Is it illegal to use multiple crypto exchanges?

It’s not illegal to use more than one exchange. But if you’re using them to bypass sanctions, avoid KYC checks, or hide the source of funds, then yes-you’re breaking the law. Regulators look at behavior, not just the number of platforms you use.

Can I get in trouble if I didn’t know a platform was sanctioned?

Ignorance isn’t always a defense. If you used a platform that was publicly listed as sanctioned by OFAC or another authority, and you didn’t check, you could still face penalties. Always verify an exchange’s compliance status before depositing funds.

What’s the difference between a nested exchange and a regular one?

A regular exchange holds your crypto and trades directly on its own system. A nested exchange doesn’t hold your assets-it uses accounts on other exchanges to trade for you. This adds a layer of secrecy, which is why it’s often used for evasion. You don’t control the keys, and you can’t track exactly where your money goes.

Are decentralized exchanges (DEXs) safe to use?

DEXs are technically safe if you’re trading your own funds and know what you’re doing. But they’re also the go-to tool for criminals because there’s no KYC, no reporting, and no way to freeze accounts.

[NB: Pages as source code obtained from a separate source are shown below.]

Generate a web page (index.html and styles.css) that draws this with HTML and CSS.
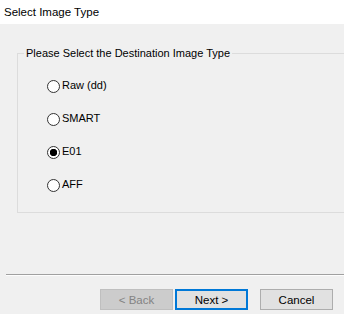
FILE: index.html
```html
<!DOCTYPE html>
<html>
<head>
<meta charset="utf-8">
<link rel="stylesheet" href="styles.css">
</head>
<body>
<div class="dialog">
  <header class="head">Select Image Type</header>
  <main class="content">
    <fieldset class="group">
      <legend class="group-title">Please Select the Destination Image Type</legend>
      <div class="options">
        <label class="option"><input type="radio" name="t" class="radio"><span>Raw (dd)</span></label>
        <label class="option"><input type="radio" name="t" class="radio"><span>SMART</span></label>
        <label class="option"><input type="radio" name="t" class="radio" checked><span>E01</span></label>
        <label class="option"><input type="radio" name="t" class="radio"><span>AFF</span></label>
      </div>
    </fieldset>
  </main>
  <div class="sep"></div>
  <footer class="buttons">
    <button class="btn btn-disabled" disabled>&lt; Back</button>
    <button class="btn btn-default">Next &gt;</button>
    <button class="btn btn-cancel">Cancel</button>
  </footer>
</div>
</body>
</html>
```
FILE: styles.css
```css
* { box-sizing: border-box; }
html, body {
  margin: 0;
  padding: 0;
  background: #f0f0f0;
  overflow: hidden;
}
body {
  width: 344px;
  height: 314px;
  font-family: "Liberation Sans", Arial, sans-serif;
  font-size: 11px;
  color: #000;
}
.dialog {
  display: flex;
  flex-direction: column;
  width: 344px;
  height: 314px;
}
.head {
  height: 24px;
  background: #fff;
  padding: 5px 0 0 4px;
  font-size: 11.5px;
  line-height: 14px;
  color: #000;
}
.content {
  padding: 22px 0 0 17px;
}
.group {
  margin: 0;
  padding: 0 0 0 6px;
  border: 1px solid #dcdcdc;
  border-right: none;
  height: 167px;
  min-width: 0;
}
.group-title {
  padding: 0 2px;
  line-height: 14px;
}
.options {
  display: flex;
  flex-direction: column;
  gap: 20px;
  padding: 19px 0 0 23px;
}
.option {
  display: flex;
  align-items: center;
  height: 13px;
  line-height: 13px;
}
.radio {
  appearance: none;
  -webkit-appearance: none;
  margin: 1px 2px 0 0;
  width: 13px;
  height: 13px;
  border: 1px solid #333;
  border-radius: 50%;
  background: #fff;
  flex: none;
}
.radio:checked {
  background: radial-gradient(circle, #000 0, #000 3.4px, #fff 4px);
}
.sep {
  margin: 61px 0 0 6px;
  height: 2px;
  border-top: 1px solid #a0a0a0;
  border-bottom: 1px solid #fdfdfd;
}
.buttons {
  display: flex;
  justify-content: flex-end;
  padding: 13px 11px 0 0;
}
.btn {
  width: 73px;
  height: 21px;
  font-family: inherit;
  font-size: 11.5px;
  padding: 0;
  background: #e1e1e1;
  border: 1px solid #adadad;
  color: #000;
}
.btn-disabled {
  background: #cccccc;
  border-color: #bfbfbf;
  color: #838383;
}
.btn-default {
  margin-left: 2px;
  border: 2px solid #0078d7;
}
.btn-cancel {
  margin-left: 12px;
}
```
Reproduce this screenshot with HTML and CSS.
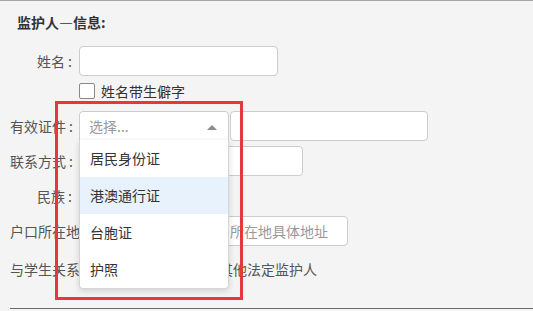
FILE: index.html
```html
<!DOCTYPE html>
<html lang="zh-CN">
<head>
    <meta charset="UTF-8">
    <meta name="viewport" content="width=device-width, initial-scale=1.0">
    <title>监护人信息</title>
    <link rel="stylesheet" href="styles.css">
</head>
<body>
    <div class="page">
        <h3 class="section-title">监护人—信息:</h3>

        <div class="form">
            <div class="row">
                <label class="label" for="name">姓名<span class="colon">:</span></label>
                <input class="input input-name" type="text" id="name">
            </div>

            <div class="row row-check">
                <span class="checkbox"></span>
                <span class="check-text">姓名带生僻字</span>
            </div>

            <div class="row row-id">
                <label class="label">有效证件<span class="colon">:</span></label>
                <div class="select open">
                    <span class="select-placeholder">选择...</span>
                    <span class="arrow"></span>
                    <ul class="dropdown">
                        <li>居民身份证</li>
                        <li class="active">港澳通行证</li>
                        <li>台胞证</li>
                        <li>护照</li>
                    </ul>
                </div>
                <input class="input input-idno" type="text">
            </div>

            <div class="row">
                <label class="label" for="phone">联系方式<span class="colon">:</span></label>
                <input class="input input-phone" type="text" id="phone">
            </div>

            <div class="row">
                <label class="label">民族<span class="colon">:</span></label>
                <div class="select">
                    <span class="select-placeholder">选择...</span>
                </div>
            </div>

            <div class="row">
                <label class="label">户口所在地<span class="colon">:</span></label>
                <div class="select select-small"></div>
                <input class="input input-address" type="text" placeholder="请输入户口所在地具体地址">
            </div>

            <div class="row row-relation">
                <label class="label">与学生关系<span class="colon">:</span></label>
                <label class="radio"><span class="radio-dot"></span>父亲</label>
                <label class="radio"><span class="radio-dot"></span>母亲</label>
                <label class="radio"><span class="radio-dot"></span>其他法定监护人</label>
            </div>
        </div>

        <div class="divider"></div>

        <div class="mark"></div>
    </div>
</body>
</html>
```

FILE: styles.css
```css
body {
    margin: 0;
    background-color: #f4f4f4;
    font-family: "Noto Sans CJK SC", "Noto Sans", sans-serif;
    font-size: 14px;
    color: #555;
}
.page {
    position: relative;
    height: 311px;
    border-top: 1px solid #a4a4a4;
    box-sizing: border-box;
    overflow: hidden;
}
.section-title {
    margin: 0;
    padding: 11px 0 0 17px;
    height: 34px;
    box-sizing: border-box;
    font-size: 14px;
    line-height: 20px;
    font-weight: bold;
    color: #333;
}
.form {
    display: flex;
    flex-direction: column;
    gap: 5px;
    padding: 11px 0 0 10px;
}
.row {
    display: flex;
    align-items: center;
    height: 30px;
}
.label {
    width: 62px;
    margin-right: 7px;
    flex-shrink: 0;
    text-align: right;
    white-space: nowrap;
    color: #555;
}
.colon {
    margin-left: 3px;
}
.input {
    height: 30px;
    box-sizing: border-box;
    border: 1px solid #ccc;
    border-radius: 4px;
    background: #fff;
    padding: 0 10px;
    font-family: inherit;
    font-size: 14px;
    color: #333;
}
.input::placeholder {
    color: #999;
}
.input-name {
    width: 199px;
}
.input-idno {
    width: 198px;
    margin-left: 1px;
}
.input-phone {
    width: 224px;
}
.input-address {
    width: 199px;
    margin-left: 4px;
}
.row-check {
    height: 20px;
    padding-left: 69px;
}
.checkbox {
    width: 16px;
    height: 16px;
    box-sizing: border-box;
    border: 1px solid #8a8a8a;
    border-radius: 2px;
    background: #fff;
    margin-right: 6px;
}
.check-text {
    color: #333;
}
.row-id {
    margin-top: 5px;
}
.select {
    position: relative;
    width: 150px;
    height: 30px;
    box-sizing: border-box;
    border: 1px solid #ccc;
    border-radius: 4px;
    background: #fff;
    display: flex;
    align-items: center;
    padding-left: 9px;
}
.select.open {
    border-radius: 4px 4px 0 0;
    z-index: 2;
}
.select-small {
    width: 66px;
}
.select-placeholder {
    color: #999;
}
.arrow {
    position: absolute;
    right: 11px;
    top: 13px;
    width: 0;
    height: 0;
    border-left: 5px solid transparent;
    border-right: 5px solid transparent;
    border-bottom: 5px solid #8c8c8c;
}
.dropdown {
    position: absolute;
    top: 100%;
    left: -1px;
    width: 150px;
    margin: 0;
    padding: 0;
    list-style: none;
    background: #fff;
    border: 1px solid #d6d6d6;
    border-top: none;
    border-radius: 0 0 4px 4px;
    box-shadow: 0 2px 6px rgba(0, 0, 0, 0.15);
    box-sizing: border-box;
}
.dropdown li {
    height: 37px;
    line-height: 37px;
    padding-left: 10px;
    color: #333;
}
.dropdown li.active {
    background: #e8f2fc;
}
.row-relation {
    margin-top: 3px;
}
.radio {
    display: flex;
    align-items: center;
    margin-right: 15px;
    color: #555;
    white-space: nowrap;
}
.radio-dot {
    width: 13px;
    height: 13px;
    box-sizing: border-box;
    border: 1px solid #999;
    border-radius: 50%;
    background: #fff;
    margin-right: 5px;
}
.divider {
    margin: 24px 0 0 10px;
    border-top: 1px solid #6a6a6a;
}
.mark {
    position: absolute;
    left: 55px;
    top: 100px;
    width: 188px;
    height: 199px;
    box-sizing: border-box;
    border: 3px solid #e5383b;
    z-index: 5;
}
```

If you’re using a DEX to move money quickly without questions, you’re likely enabling illegal activity-even if you don’t realize it.

How do regulators track crypto across multiple exchanges?

Blockchain analysis firms use tools that trace every transaction across wallets, exchanges, and DEXs. Even if money moves through 10 different platforms, they can follow the trail using patterns, timestamps, and wallet connections. It’s not magic-it’s math. And it works.

What should I do if I’ve already used a non-compliant exchange?

Stop using it immediately. Withdraw any remaining funds to a regulated exchange where you’ve completed KYC. Keep records of all transactions. If you’re concerned about past activity, consult a legal professional who specializes in crypto compliance. Don’t wait for a notice from regulators.